L. Submission, some may suggest that this is demeaning, degrading and belittling to women and detrimental to their self-esteem. Submission carries the idea of being a lesser lifeform. This is not true. Submission is a beautiful thing. It is a virtue. It is a Godly characteristic. It is wonderfully capable of doing the miraculous.
M. Salvation for example. We saw that the submission of the wife can lead a husband to obedience to Christ. But it was the submission of Christ that brought us to Salvation. It is a divine thing. Submission can accomplish more than we could imagine. What it can do for your marriage. What it can do for your husband.
N. Submission is not inferior. It is not demeaning. Christ submitted himself to the Father. He is still God. He is still magnificent. But for the salvation of man, he became obedient to the Father. Submission is a beautiful thing.
O. Though he was God, he did not think of equality with God as something to cling to. Instead, he gave up his divine privileges; he took the humble position of a slave and was born as a human being. When he appeared in human form, he humbled himself in obedience to God and died a criminal’s death on a cross. Therefore, God elevated him to the place of highest honor and gave him the name above all other names, that at the name of Jesus every knee should bow, in heaven and on earth and under the earth, and every tongue confess that Jesus Christ is Lord, to the glory of God the Father.
P. This is the gospel of Jesus. The beauty of Submission. Because he was obedient… the Gospel was born. Jesus died for our sins according to the scriptures and he was buried… the saying is trust worthy and deserving of full acceptance.

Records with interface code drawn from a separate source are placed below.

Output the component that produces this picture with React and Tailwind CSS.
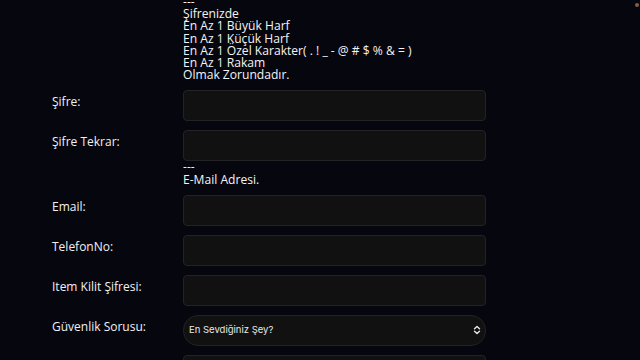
import React from 'react';

const inputCls =
    'w-[303px] h-[31px] rounded-[4px] bg-[#111112] border border-[#232325] outline-none px-2 text-[12px] text-white';

const Row = ({ label, children }) => (
    <div className="flex items-start">
        <label className="w-[131px] pt-[3px] text-[12px] leading-[18px] text-[#f1f1f1]">{label}</label>
        {children}
    </div>
);

const Note = ({ lines }) => (
    <div className="flex">
        <div className="w-[131px]" />
        <div className="text-[12.1px] leading-[12.2px] text-[#f4f4f4]">
            {lines.map((l, i) => (
                <div key={i}>{l}</div>
            ))}
        </div>
    </div>
);

const App = () => {
    return (
        <div
            className="relative w-[640px] h-[360px] overflow-hidden bg-[#06060f] pl-[52px]"
            style={{ fontFamily: '"Open Sans", "Noto Sans", sans-serif' }}
        >
            {/* scroll indicator dot */}
            <div className="absolute right-[1px] top-[3px] w-[4px] h-[4px] rounded-full bg-[#8a5b44]" />

            <div className="flex flex-col gap-[9px] mt-[-4px]">
                <Note
                    lines={[
                        '---',
                        'Şifrenizde',
                        'En Az 1 Büyük Harf',
                        'En Az 1 Küçük Harf',
                        'En Az 1 Özel Karakter( . ! _ - @ # $ % & = )',
                        'En Az 1 Rakam',
                        'Olmak Zorundadır.',
                    ]}
                />
                <Row label="Şifre:">
                    <input type="password" className={inputCls} />
                </Row>
                <Row label="Şifre Tekrar:">
                    <input type="password" className={inputCls} />
                </Row>
                <div className="-mt-[9px]">
                    <Note lines={['---', 'E-Mail Adresi.']} />
                </div>
                <Row label="Email:">
                    <input type="text" className={inputCls} />
                </Row>
                <Row label="TelefonNo:">
                    <input type="text" className={inputCls} />
                </Row>
                <Row label="Item Kilit Şifresi:">
                    <input type="password" className={inputCls} />
                </Row>
                <Row label="Güvenlik Sorusu:">
                    <div className="relative w-[303px] h-[31px] rounded-[15px] bg-[#111112] border border-[#232325] flex items-center px-[5px]">
                        <span className="text-[9.5px] text-[#e8e8e8]" style={{ fontFamily: 'Inter, sans-serif' }}>
                            En Sevdiğiniz Şey?
                        </span>
                        <svg className="absolute right-[4px]" width="8" height="10" viewBox="0 0 8 10" fill="none" stroke="#e8e8e8" strokeWidth="1.4" strokeLinecap="round" strokeLinejoin="round">
                            <path d="M1.5 3.8 4 1.5l2.5 2.3" />
                            <path d="M1.5 6.2 4 8.5l2.5-2.3" />
                        </svg>
                    </div>
                </Row>
                <Row label="">
                    <input type="text" className={inputCls} />
                </Row>
            </div>
        </div>
    );
};

export default App;
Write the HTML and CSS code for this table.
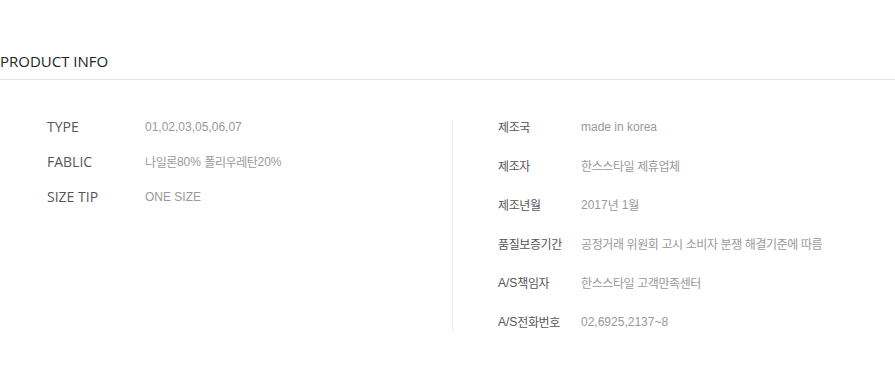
FILE: index.html
```html
<!DOCTYPE html>
<html lang="ko">
<head>
<meta charset="utf-8">
<title>Product Info</title>
<link rel="stylesheet" href="styles.css">
</head>
<body>
<section class="product-info">
  <h2 class="title">PRODUCT INFO</h2>
  <div class="info">
    <dl class="spec">
      <dt>TYPE</dt><dd>01,02,03,05,06,07</dd>
      <dt>FABLIC</dt><dd><span class="ko">나일론</span>80% <span class="ko">폴리우레탄</span>20%</dd>
      <dt>SIZE TIP</dt><dd>ONE SIZE</dd>
    </dl>
    <dl class="notice">
      <dt><span class="ko">제조국</span></dt><dd>made in korea</dd>
      <dt><span class="ko">제조자</span></dt><dd><span class="ko">한스스타일 제휴업체</span></dd>
      <dt><span class="ko">제조년월</span></dt><dd>2017<span class="ko">년</span> 1<span class="ko">월</span></dd>
      <dt><span class="ko">품질보증기간</span></dt><dd><span class="ko">공정거래 위원회 고시 소비자 분쟁 해결기준에 따름</span></dd>
      <dt>A/S<span class="ko">책임자</span></dt><dd><span class="ko">한스스타일 고객만족센터</span></dd>
      <dt>A/S<span class="ko">전화번호</span></dt><dd>02,6925,2137~8</dd>
    </dl>
  </div>
</section>
</body>
</html>
```

FILE: styles.css
```css
html, body {
  margin: 0;
  padding: 0;
  background: #fff;
}

.product-info {
  padding-top: 51px;
  font-family: "Liberation Sans", "Noto Sans CJK KR", sans-serif;
}

.title {
  margin: 0;
  padding: 0 0 8px 0;
  font-family: "Open Sans", "Noto Sans CJK KR", sans-serif;
  font-size: 15px;
  font-weight: 400;
  line-height: 20px;
  color: #222;
  border-bottom: 1px solid #e3e3e3;
}

.info {
  display: flex;
  margin-top: 40px;
}

.spec,
.notice {
  margin: 0;
  display: grid;
  align-content: start;
  grid-auto-rows: 14px;
  line-height: 14px;
}

.spec {
  width: 405px;
  padding-left: 47px;
  grid-template-columns: 98px auto;
  row-gap: 21px;
}

.spec dt {
  font-family: "Open Sans", sans-serif;
  font-size: 14px;
  color: #555;
}

.spec dd {
  margin: 0;
  font-size: 12px;
  color: #999;
}

.notice {
  border-left: 1px solid #eee;
  padding-left: 45px;
  padding-bottom: 3px;
  grid-template-columns: 83px auto;
  row-gap: 25px;
  font-size: 12px;
}

.notice dt {
  color: #555;
}

.notice dd {
  margin: 0;
  color: #999;
}

.ko {
  font-family: "Noto Sans CJK KR", sans-serif;
  letter-spacing: -0.4px;
  vertical-align: top;
  line-height: 14px;
}
```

Q. Submission is a beautiful thing and it is fundamental to the gospel. Submission preaches the Gospel. Your wife and husband depends on it. On submission. Salvation depends on it. Look to Christ and His active and passive obedience… the technical terms. His Submission to the Father. Today trust in the Lord and lean not on your own understanding (even fancy psychological methods) but in all your ways acknowledge him and he will make your paths straight. He will make your marriage straight.